We have a vehicle tracking system. We are using MySQL as database server. One TCP communicator fetches data from GPS device and inserts it into the database. Right now, we have 50 - 60 GPS devices communicating with the server. We have 4 GB RAM on the server. But still, the web-application which shows the data on maps, slowed down too much. How should we optimize the performance of our application?
Thanks, Saurabh
You need to profile your application to understand where the bottleneck is. Here are some generic tips.
- Roughly the total time for your page to load is a combination of 3 things: Time Spent on Server + Time spend on moving the data on the wire + Time taken by the browser to render. Measure how long each takes (use server side code to measure server time and you could use Chrome developer tools for the other 2)
- Your server side bottleneck could be the amount of time it takes to read from your mysql database.
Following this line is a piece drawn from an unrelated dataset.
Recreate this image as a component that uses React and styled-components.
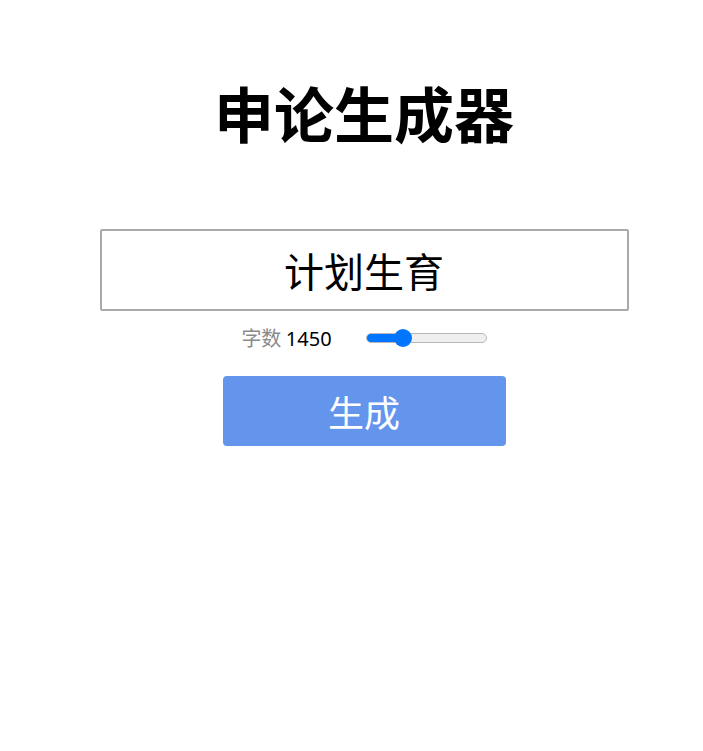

If so, you could optimize your reads or use an in-memory cache which pulls data from your db at periodic intervals.
- If moving data on the wire is taking time, you could try using cofiguring gzip compression on your webserver and reducing the size of your page
- If your page render is taking time, take a look at your javascript. If using google maps, try reducing the number of points your are trying to plot in one shot
Unless you profile your app and identify where the main bottleneck is, it is difficult to give specific answers but hope this gets you started in the right direction
There could be loads of things, to name a view:
- Table-locking queries. Are you using InnoDB or MyISAM?
- Also, check the amount of connections you have and that are allowed
- Check if there is a difference between test and live: could it be the amount of data in your database
- Check the "slow queries" log.
- In general: check if it is the database, or check if it is the code that's slow.